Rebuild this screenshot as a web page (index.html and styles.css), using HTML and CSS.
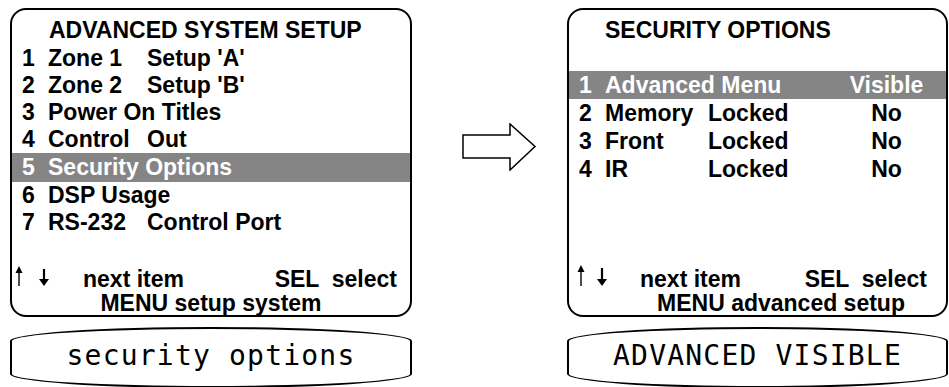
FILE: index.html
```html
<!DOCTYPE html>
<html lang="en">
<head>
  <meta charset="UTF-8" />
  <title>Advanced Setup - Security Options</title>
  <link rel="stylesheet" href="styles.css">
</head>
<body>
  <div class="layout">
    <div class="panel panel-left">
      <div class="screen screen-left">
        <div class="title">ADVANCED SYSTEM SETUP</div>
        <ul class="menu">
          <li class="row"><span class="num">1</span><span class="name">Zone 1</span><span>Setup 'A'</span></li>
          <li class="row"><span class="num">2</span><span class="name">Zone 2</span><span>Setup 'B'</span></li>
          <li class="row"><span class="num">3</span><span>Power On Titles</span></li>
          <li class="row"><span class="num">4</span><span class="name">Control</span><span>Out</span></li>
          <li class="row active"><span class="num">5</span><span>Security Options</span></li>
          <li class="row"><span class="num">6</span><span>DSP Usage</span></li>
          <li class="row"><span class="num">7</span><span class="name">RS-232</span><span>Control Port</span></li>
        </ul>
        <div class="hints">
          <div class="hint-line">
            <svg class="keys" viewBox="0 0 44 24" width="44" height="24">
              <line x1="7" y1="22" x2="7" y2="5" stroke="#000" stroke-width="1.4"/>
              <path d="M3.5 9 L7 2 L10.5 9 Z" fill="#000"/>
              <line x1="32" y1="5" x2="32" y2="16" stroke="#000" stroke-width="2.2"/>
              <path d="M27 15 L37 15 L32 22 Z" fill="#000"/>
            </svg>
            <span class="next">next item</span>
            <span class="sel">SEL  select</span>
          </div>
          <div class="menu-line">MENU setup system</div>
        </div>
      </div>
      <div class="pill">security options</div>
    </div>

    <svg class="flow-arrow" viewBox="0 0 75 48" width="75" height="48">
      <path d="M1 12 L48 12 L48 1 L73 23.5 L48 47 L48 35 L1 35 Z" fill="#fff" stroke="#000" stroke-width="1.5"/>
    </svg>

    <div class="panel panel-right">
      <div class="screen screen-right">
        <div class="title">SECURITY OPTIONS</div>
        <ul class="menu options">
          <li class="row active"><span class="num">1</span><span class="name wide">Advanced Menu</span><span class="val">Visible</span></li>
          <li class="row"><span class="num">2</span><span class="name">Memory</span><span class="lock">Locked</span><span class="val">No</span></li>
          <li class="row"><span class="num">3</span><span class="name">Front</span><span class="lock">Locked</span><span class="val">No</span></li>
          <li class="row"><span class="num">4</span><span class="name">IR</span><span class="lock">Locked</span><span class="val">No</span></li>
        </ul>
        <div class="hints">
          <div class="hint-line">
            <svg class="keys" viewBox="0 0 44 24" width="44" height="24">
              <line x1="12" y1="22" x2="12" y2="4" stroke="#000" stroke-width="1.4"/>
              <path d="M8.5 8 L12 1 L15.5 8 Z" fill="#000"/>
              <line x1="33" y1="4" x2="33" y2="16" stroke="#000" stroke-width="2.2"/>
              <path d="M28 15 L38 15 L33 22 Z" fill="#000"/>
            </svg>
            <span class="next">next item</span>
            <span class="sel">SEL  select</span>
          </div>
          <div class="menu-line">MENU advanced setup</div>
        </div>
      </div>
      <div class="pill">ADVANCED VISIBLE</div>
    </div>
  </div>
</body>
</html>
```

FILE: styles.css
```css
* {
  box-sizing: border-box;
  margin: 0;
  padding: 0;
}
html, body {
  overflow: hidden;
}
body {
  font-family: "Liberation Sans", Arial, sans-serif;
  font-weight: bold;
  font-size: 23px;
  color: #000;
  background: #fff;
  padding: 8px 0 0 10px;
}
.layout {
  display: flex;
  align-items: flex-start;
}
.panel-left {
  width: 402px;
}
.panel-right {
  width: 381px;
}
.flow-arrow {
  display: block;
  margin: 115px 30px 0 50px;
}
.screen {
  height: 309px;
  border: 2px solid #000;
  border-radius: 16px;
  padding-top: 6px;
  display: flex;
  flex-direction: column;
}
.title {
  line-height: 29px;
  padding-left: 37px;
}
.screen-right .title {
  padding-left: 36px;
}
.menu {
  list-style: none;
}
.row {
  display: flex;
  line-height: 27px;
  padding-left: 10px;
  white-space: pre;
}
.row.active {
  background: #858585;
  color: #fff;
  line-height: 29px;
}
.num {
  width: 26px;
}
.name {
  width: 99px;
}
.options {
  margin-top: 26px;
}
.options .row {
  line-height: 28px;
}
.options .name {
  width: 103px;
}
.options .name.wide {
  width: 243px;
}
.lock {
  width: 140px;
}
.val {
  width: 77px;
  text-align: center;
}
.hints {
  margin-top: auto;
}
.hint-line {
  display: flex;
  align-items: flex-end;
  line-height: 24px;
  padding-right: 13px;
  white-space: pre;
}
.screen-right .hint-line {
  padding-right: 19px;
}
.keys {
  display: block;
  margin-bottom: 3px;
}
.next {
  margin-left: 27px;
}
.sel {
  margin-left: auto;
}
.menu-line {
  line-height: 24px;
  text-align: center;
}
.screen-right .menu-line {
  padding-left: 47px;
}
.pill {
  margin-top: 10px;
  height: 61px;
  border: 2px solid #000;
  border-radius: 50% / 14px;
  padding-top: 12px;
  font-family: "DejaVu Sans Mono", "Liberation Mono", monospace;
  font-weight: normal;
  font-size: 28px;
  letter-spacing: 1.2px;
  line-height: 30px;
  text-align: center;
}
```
________
- [Problem to solve]: Send back the data above word for word, with the pictures left out.

- [The solution]:
Rebuild this screenshot as a web page (index.html and styles.css), using HTML and CSS.
FILE: index.html
```html
<!DOCTYPE html>
<html lang="en">
<head>
  <meta charset="UTF-8" />
  <title>Advanced Setup - Security Options</title>
  <link rel="stylesheet" href="styles.css">
</head>
<body>
  <div class="layout">
    <div class="panel panel-left">
      <div class="screen screen-left">
        <div class="title">ADVANCED SYSTEM SETUP</div>
        <ul class="menu">
          <li class="row"><span class="num">1</span><span class="name">Zone 1</span><span>Setup 'A'</span></li>
          <li class="row"><span class="num">2</span><span class="name">Zone 2</span><span>Setup 'B'</span></li>
          <li class="row"><span class="num">3</span><span>Power On Titles</span></li>
          <li class="row"><span class="num">4</span><span class="name">Control</span><span>Out</span></li>
          <li class="row active"><span class="num">5</span><span>Security Options</span></li>
          <li class="row"><span class="num">6</span><span>DSP Usage</span></li>
          <li class="row"><span class="num">7</span><span class="name">RS-232</span><span>Control Port</span></li>
        </ul>
        <div class="hints">
          <div class="hint-line">
            <svg class="keys" viewBox="0 0 44 24" width="44" height="24">
              <line x1="7" y1="22" x2="7" y2="5" stroke="#000" stroke-width="1.4"/>
              <path d="M3.5 9 L7 2 L10.5 9 Z" fill="#000"/>
              <line x1="32" y1="5" x2="32" y2="16" stroke="#000" stroke-width="2.2"/>
              <path d="M27 15 L37 15 L32 22 Z" fill="#000"/>
            </svg>
            <span class="next">next item</span>
            <span class="sel">SEL  select</span>
          </div>
          <div class="menu-line">MENU setup system</div>
        </div>
      </div>
      <div class="pill">security options</div>
    </div>

    <svg class="flow-arrow" viewBox="0 0 75 48" width="75" height="48">
      <path d="M1 12 L48 12 L48 1 L73 23.5 L48 47 L48 35 L1 35 Z" fill="#fff" stroke="#000" stroke-width="1.5"/>
    </svg>

    <div class="panel panel-right">
      <div class="screen screen-right">
        <div class="title">SECURITY OPTIONS</div>
        <ul class="menu options">
          <li class="row active"><span class="num">1</span><span class="name wide">Advanced Menu</span><span class="val">Visible</span></li>
          <li class="row"><span class="num">2</span><span class="name">Memory</span><span class="lock">Locked</span><span class="val">No</span></li>
          <li class="row"><span class="num">3</span><span class="name">Front</span><span class="lock">Locked</span><span class="val">No</span></li>
          <li class="row"><span class="num">4</span><span class="name">IR</span><span class="lock">Locked</span><span class="val">No</span></li>
        </ul>
        <div class="hints">
          <div class="hint-line">
            <svg class="keys" viewBox="0 0 44 24" width="44" height="24">
              <line x1="12" y1="22" x2="12" y2="4" stroke="#000" stroke-width="1.4"/>
              <path d="M8.5 8 L12 1 L15.5 8 Z" fill="#000"/>
              <line x1="33" y1="4" x2="33" y2="16" stroke="#000" stroke-width="2.2"/>
              <path d="M28 15 L38 15 L33 22 Z" fill="#000"/>
            </svg>
            <span class="next">next item</span>
            <span class="sel">SEL  select</span>
          </div>
          <div class="menu-line">MENU advanced setup</div>
        </div>
      </div>
      <div class="pill">ADVANCED VISIBLE</div>
    </div>
  </div>
</body>
</html>
```

FILE: styles.css
```css
* {
  box-sizing: border-box;
  margin: 0;
  padding: 0;
}
html, body {
  overflow: hidden;
}
body {
  font-family: "Liberation Sans", Arial, sans-serif;
  font-weight: bold;
  font-size: 23px;
  color: #000;
  background: #fff;
  padding: 8px 0 0 10px;
}
.layout {
  display: flex;
  align-items: flex-start;
}
.panel-left {
  width: 402px;
}
.panel-right {
  width: 381px;
}
.flow-arrow {
  display: block;
  margin: 115px 30px 0 50px;
}
.screen {
  height: 309px;
  border: 2px solid #000;
  border-radius: 16px;
  padding-top: 6px;
  display: flex;
  flex-direction: column;
}
.title {
  line-height: 29px;
  padding-left: 37px;
}
.screen-right .title {
  padding-left: 36px;
}
.menu {
  list-style: none;
}
.row {
  display: flex;
  line-height: 27px;
  padding-left: 10px;
  white-space: pre;
}
.row.active {
  background: #858585;
  color: #fff;
  line-height: 29px;
}
.num {
  width: 26px;
}
.name {
  width: 99px;
}
.options {
  margin-top: 26px;
}
.options .row {
  line-height: 28px;
}
.options .name {
  width: 103px;
}
.options .name.wide {
  width: 243px;
}
.lock {
  width: 140px;
}
.val {
  width: 77px;
  text-align: center;
}
.hints {
  margin-top: auto;
}
.hint-line {
  display: flex;
  align-items: flex-end;
  line-height: 24px;
  padding-right: 13px;
  white-space: pre;
}
.screen-right .hint-line {
  padding-right: 19px;
}
.keys {
  display: block;
  margin-bottom: 3px;
}
.next {
  margin-left: 27px;
}
.sel {
  margin-left: auto;
}
.menu-line {
  line-height: 24px;
  text-align: center;
}
.screen-right .menu-line {
  padding-left: 47px;
}
.pill {
  margin-top: 10px;
  height: 61px;
  border: 2px solid #000;
  border-radius: 50% / 14px;
  padding-top: 12px;
  font-family: "DejaVu Sans Mono", "Liberation Mono", monospace;
  font-weight: normal;
  font-size: 28px;
  letter-spacing: 1.2px;
  line-height: 30px;
  text-align: center;
}
```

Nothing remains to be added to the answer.